I bought a couple of jumbo navel oranges, these things are huge I tell you, the regular navel oranges sitting right next to these look puny in comparison. Here is a photo of the oranges after I carefully separate the peels from the flesh. Try to be as neat as possible when taking off the peels to get a gorgeous looking orange confit. ♥
I make the orange confit following William Curley’s recipe in his Couture Chocolate, it is simple and straightforward, but like all confit recipes, your patience is gonna be tested since it takes hours and hours to simmer away on the stove. I stored the finished confit with the juice straight into a jar since I wasn’t planning on making chocolate dipped orange confit. If you do plan on making one, you will need to leave the peels on a wire rack until dry, then cut into strips before dipping into tempered chocolate.
Anyway, enough with the chocolate and let’s move on to the navel orange confit agar, shall we? The idea is simple enough, make a batch of agar, pour into a mold, then take a couple of the orange confit, thinly sliced and scatter into the agar. Try to add the confit strips in 2 to 3 batches, with around 5 minutes interval per batch, this way some of the confit will stay suspended in the agar, instead of all settling at the bottom of the agar, which will be so pretty when cut. Understand that this is just for effect, but totally worth it. Once it is set and chilled, I like to cut this into small cubes and serve them in pretty little glasses.
- 2 jumbo navel oranges (or 3 regular navel oranges)
- 500 ml water
- 375 gram powdered sugar
- 1 teaspoon vanilla essence
- 1 packet of (10 gram) of plain agar-agar and jelly powder (I use the one from Swallow Globe Brand)
- 120 gram sugar
- 900 ml water
- 3 quarter peels of navel orange confit, cut into thin strips.
- Cut each orange into quarters, then gently take the peel of from each quarter.
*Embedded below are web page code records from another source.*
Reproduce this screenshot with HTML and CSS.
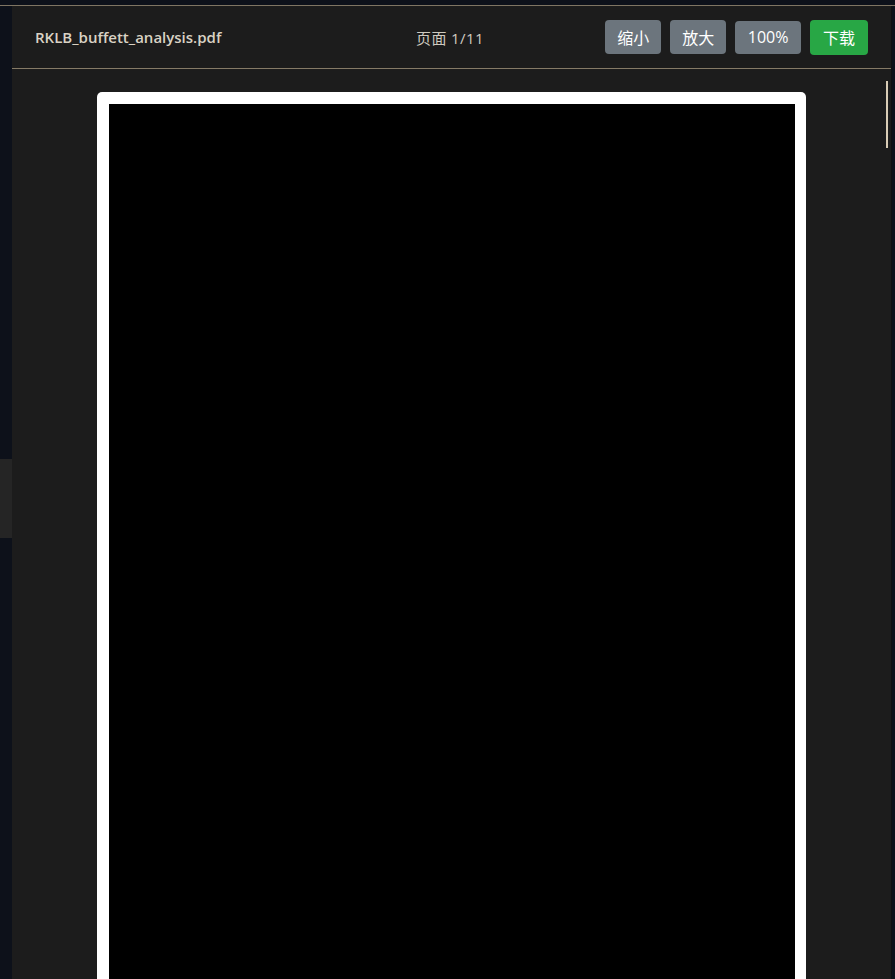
FILE: index.html
```html
<!DOCTYPE html>
<html lang="zh-CN">
<head>
    <meta charset="UTF-8">
    <meta name="viewport" content="width=device-width, initial-scale=1.0">
    <title>RKLB_buffett_analysis.pdf</title>
    <link rel="stylesheet" href="styles.css">
</head>
<body>
    <div class="topbar"></div>
    <div class="layout">
        <div class="rail">
            <div class="rail-handle"></div>
        </div>
        <div class="viewer">
            <div class="viewer-header">
                <span class="file-name">RKLB_buffett_analysis.pdf</span>
                <span class="page-info">页面 1/11</span>
                <div class="actions">
                    <button class="btn">缩小</button>
                    <button class="btn">放大</button>
                    <button class="btn btn-zoom">100%</button>
                    <button class="btn btn-download">下载</button>
                </div>
            </div>
            <div class="viewer-body">
                <div class="pdf-page">
                    <div class="pdf-canvas"></div>
                </div>
                <div class="scroll-thumb"></div>
            </div>
        </div>
    </div>
</body>
</html>
```

FILE: styles.css
```css
html, body {
    height: 100%;
}
body {
    margin: 0;
    background-color: #0d111a;
    font-family: "Open Sans", "Noto Sans CJK SC", sans-serif;
    overflow: hidden;
}
.topbar {
    height: 5px;
    border-bottom: 1px solid #7f7563;
}
.layout {
    display: flex;
    height: calc(100% - 6px);
}
.rail {
    width: 12px;
    flex-shrink: 0;
    padding-top: 453px;
}
.rail-handle {
    height: 79px;
    background-color: #252525;
}
.viewer {
    width: 879px;
    background-color: #1c1c1c;
    border-right: 1px solid #111;
    display: flex;
    flex-direction: column;
}
.viewer-header {
    height: 62px;
    border-bottom: 1px solid #857a66;
    display: flex;
    align-items: center;
    padding: 0 23px;
    position: relative;
}
.file-name {
    color: #d9d2c4;
    font-size: 15px;
    font-weight: 600;
}
.page-info {
    position: absolute;
    left: 404px;
    color: #cfcac0;
    font-size: 15px;
    letter-spacing: 0.4px;
}
.actions {
    margin-left: auto;
    display: flex;
    gap: 9px;
    align-items: center;
}
.btn {
    height: 34px;
    padding: 0 12px;
    border: none;
    border-radius: 4px;
    background-color: #6c757d;
    color: #fff;
    font-family: "Open Sans", "Noto Sans CJK SC", sans-serif;
    font-size: 16px;
}
.btn-zoom {
    height: 33px;
    padding: 0 12.5px;
}
.btn-download {
    height: 35px;
    padding: 0 13px;
    background-color: #28a745;
}
.viewer-body {
    flex: 1;
    position: relative;
    overflow: hidden;
    padding-top: 23px;
}
.pdf-page {
    width: 686px;
    height: 1000px;
    margin: 0 auto;
    padding: 12px 11px 12px 12px;
    background-color: #fff;
    border-radius: 5px;
}
.pdf-canvas {
    height: 100%;
    background-color: #000;
}
.scroll-thumb {
    position: absolute;
    top: 12px;
    right: 3px;
    width: 2px;
    height: 67px;
    background-color: #d8ccb6;
}
```
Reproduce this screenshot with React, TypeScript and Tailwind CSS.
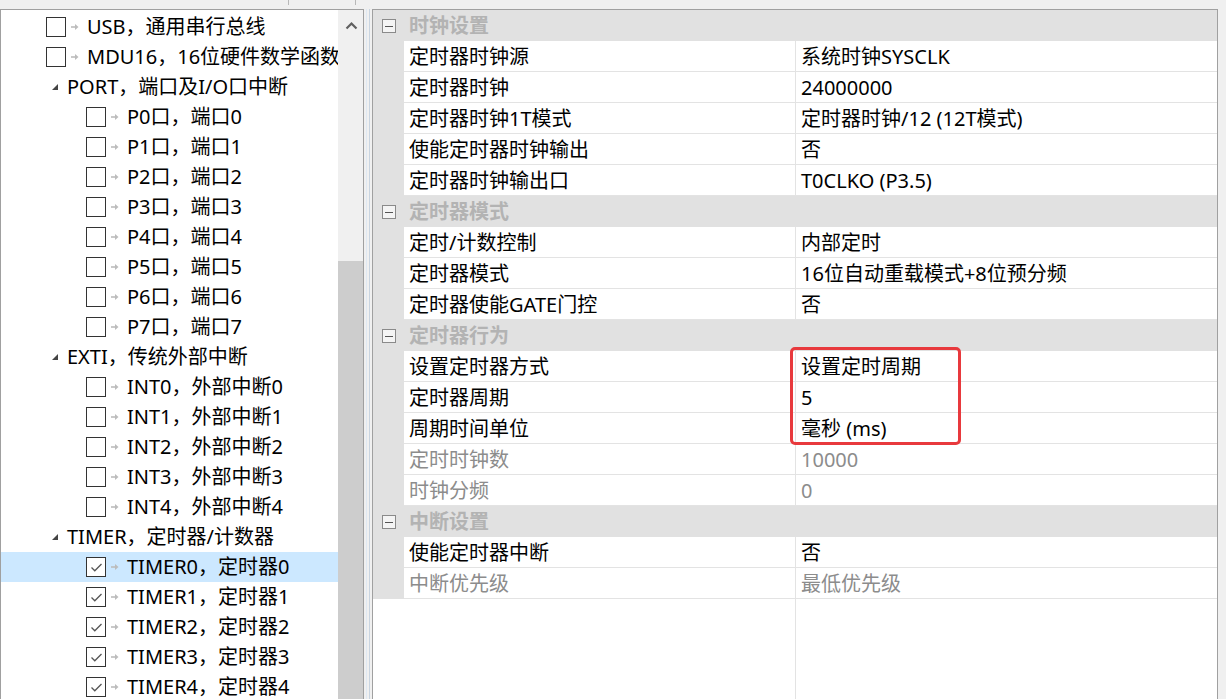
import React from "react";

type TreeItem = { kind: "leaf" | "group"; level: number; text: string; checked?: boolean; selected?: boolean };

const tree: TreeItem[] = [
  { kind: "leaf", level: 1, text: "USB，通用串行总线" },
  { kind: "leaf", level: 1, text: "MDU16，16位硬件数学函数库" },
  { kind: "group", level: 1, text: "PORT，端口及I/O口中断" },
  ...[0, 1, 2, 3, 4, 5, 6, 7].map((n) => ({ kind: "leaf" as const, level: 2, text: `P${n}口，端口${n}` })),
  { kind: "group", level: 1, text: "EXTI，传统外部中断" },
  ...[0, 1, 2, 3, 4].map((n) => ({ kind: "leaf" as const, level: 2, text: `INT${n}，外部中断${n}` })),
  { kind: "group", level: 1, text: "TIMER，定时器/计数器" },
  ...[0, 1, 2, 3, 4].map((n) => ({
    kind: "leaf" as const,
    level: 2,
    text: `TIMER${n}，定时器${n}`,
    checked: true,
    selected: n === 0,
  })),
];

type Prop = { label: string; value: string; disabled?: boolean };
type Section = { title: string; rows: Prop[] };

const sections: Section[] = [
  {
    title: "时钟设置",
    rows: [
      { label: "定时器时钟源", value: "系统时钟SYSCLK" },
      { label: "定时器时钟", value: "24000000" },
      { label: "定时器时钟1T模式", value: "定时器时钟/12 (12T模式)" },
      { label: "使能定时器时钟输出", value: "否" },
      { label: "定时器时钟输出口", value: "T0CLKO (P3.5)" },
    ],
  },
  {
    title: "定时器模式",
    rows: [
      { label: "定时/计数控制", value: "内部定时" },
      { label: "定时器模式", value: "16位自动重载模式+8位预分频" },
      { label: "定时器使能GATE门控", value: "否" },
    ],
  },
  {
    title: "定时器行为",
    rows: [
      { label: "设置定时器方式", value: "设置定时周期" },
      { label: "定时器周期", value: "5" },
      { label: "周期时间单位", value: "毫秒 (ms)" },
      { label: "定时时钟数", value: "10000", disabled: true },
      { label: "时钟分频", value: "0", disabled: true },
    ],
  },
  {
    title: "中断设置",
    rows: [
      { label: "使能定时器中断", value: "否" },
      { label: "中断优先级", value: "最低优先级", disabled: true },
    ],
  },
];

function Arrow() {
  return (
    <svg width="8" height="8" viewBox="0 0 8 8" className="shrink-0">
      <path d="M0 4H5" stroke="#bcbcbc" strokeWidth="1.6" />
      <path d="M4 1L7.5 4L4 7Z" fill="#bcbcbc" />
    </svg>
  );
}

function CheckBox({ checked }: { checked?: boolean }) {
  return (
    <span className="flex h-[20px] w-[20px] shrink-0 items-center justify-center border border-[#333333] bg-white">
      {checked && (
        <svg width="13" height="11" viewBox="0 0 13 11">
          <path d="M1.5 5.5L4.8 8.8L11.5 2" fill="none" stroke="#555555" strokeWidth="1.3" />
        </svg>
      )}
    </span>
  );
}

function TreeRow({ item }: { item: TreeItem }) {
  if (item.kind === "group") {
    return (
      <div className="flex h-[30px] items-center pl-[50px]">
        <svg width="8" height="8" viewBox="0 0 8 8" className="shrink-0">
          <path d="M7 1V7H1Z" fill="#444444" />
        </svg>
        <span className="ml-[8px] whitespace-nowrap">{item.text}</span>
      </div>
    );
  }
  const pl = item.level === 1 ? "pl-[45px]" : "pl-[85px]";
  return (
    <div className={`flex h-[30px] items-center ${pl} ${item.selected ? "bg-[#cce8ff]" : ""}`}>
      <CheckBox checked={item.checked} />
      <span className="ml-[5px]">
        <Arrow />
      </span>
      <span className="ml-[8px] whitespace-nowrap">{item.text}</span>
    </div>
  );
}

function Expander() {
  return (
    <span className="flex h-[14px] w-[14px] items-center justify-center border border-[#8a8a8a] bg-[#f4f4f4]">
      <span className="h-px w-[8px] bg-[#555555]" />
    </span>
  );
}

export default function App() {
  return (
    <div
      className="relative h-[699px] w-[1226px] overflow-hidden bg-[#f0f0f0] text-[20px] leading-none text-black"
      style={{ fontFamily: '"Noto Sans", "Noto Sans CJK SC", sans-serif' }}
    >
      {/* top strip */}
      <div className="flex h-[9px]">
        <div className="w-[288px]" />
        <div className="h-[5px] w-px bg-[#b8b8b8]" />
        <div className="w-[66px]" />
        <div className="h-[5px] w-px bg-[#b8b8b8]" />
      </div>

      <div className="flex h-[690px]">
        {/* left tree panel */}
        <div className="flex w-[364px] shrink-0 border-l border-r border-t border-[#a0a0a0] bg-white">
          <div className="w-[337px] overflow-hidden pt-[2px]">
            {tree.map((item) => (
              <TreeRow key={item.text} item={item} />
            ))}
          </div>
          <div className="flex w-[25px] flex-col bg-[#f0f0f0]">
            <div className="flex h-[30px] items-center justify-center pl-[1px]">
              <svg width="13" height="9" viewBox="0 0 13 9">
                <path d="M1.5 7.5L6.5 2.5L11.5 7.5" fill="none" stroke="#606060" strokeWidth="2.2" />
              </svg>
            </div>
            <div className="h-[221px]" />
            <div className="flex-1 bg-[#cdcdcd]" />
          </div>
        </div>

        {/* splitter */}
        <div className="flex w-[8px] shrink-0 bg-[#f0f0f0]">
          <div className="ml-[2px] w-px bg-[#dfe8f2]" />
          <div className="ml-[2px] w-px bg-[#c8d4e0]" />
        </div>

        {/* property grid */}
        <div className="relative flex w-[846px] shrink-0 flex-col border-l border-r border-t border-[#a0a0a0] bg-white">
          {sections.map((s) => (
            <div key={s.title}>
              <div className="flex h-[31px] items-center bg-[#e1e1e1] pt-px">
                <div className="flex w-[31px] justify-center pl-[1px]">
                  <Expander />
                </div>
                <span className="pl-[5px] font-bold text-[#b3b3b3]">{s.title}</span>
              </div>
              {s.rows.map((r) => (
                <div key={r.label} className="flex h-[31px]">
                  <div className="w-[31px] shrink-0 bg-[#e1e1e1]" />
                  <div
                    className={`flex w-[392px] shrink-0 items-center border-b border-r border-[#e3e3e3] pl-[5px] pt-px ${
                      r.disabled ? "text-[#8c8c8c]" : ""
                    }`}
                  >
                    {r.label}
                  </div>
                  <div
                    className={`flex flex-1 items-center border-b border-[#e3e3e3] pl-[5px] pt-px ${
                      r.disabled ? "text-[#8c8c8c]" : ""
                    }`}
                  >
                    {r.value}
                  </div>
                </div>
              ))}
            </div>
          ))}
          <div className="flex flex-1">
            <div className="w-[31px] shrink-0" />
            <div className="w-[392px] shrink-0 border-r border-[#e3e3e3]" />
          </div>

          {/* annotation */}
          <div className="pointer-events-none absolute left-[417px] top-[337px] h-[98px] w-[171px] rounded-[5px] border-[3px] border-[#e8393d]" />
        </div>
      </div>
    </div>
  );
}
Place the peels in a sauce pan, then add enough water to cover the peels. Boil, then drain the peels, and discard the water. Refresh the peels until cold water, and repeat the process two more times.
- Place orange peels, 500 ml of water, powdered sugar, and vanilla essence in a saucepan. Bring to a boil, reduce heat and simmer for 30 minutes on lowest heat setting. Turn off heat, remove from heat and let cool for 30 minutes. Cover the pot and leave to cool overnight.
- The next day, bring the pot back to a boil, simmer on lowest setting and cook for another 2 hours until the orange is soft and candied. Let it cool then transferred the peels and all the juice in a jar.
- Boil together 1 packet of jelly powder, sugar, and water according to the packet instruction. Strain into a 20cm x 20cm x 5 cm baking pan.
- Scatter ⅓ of the orange confit strips into the agar, wait 5 minutes, scatter another ⅓ of confit strips, wait 5 minutes, and scatter the final ⅓ of strips.
- Let the agar cools until set. Once it sets, transfer to a fridge to chill for at least 2 hours.
- To unmold, run a knife along the pan’s edges, cover the pan with a cutting board/serving plate, flip, remove the pan, then cut the agar into small cubes and serve in pretty glasses.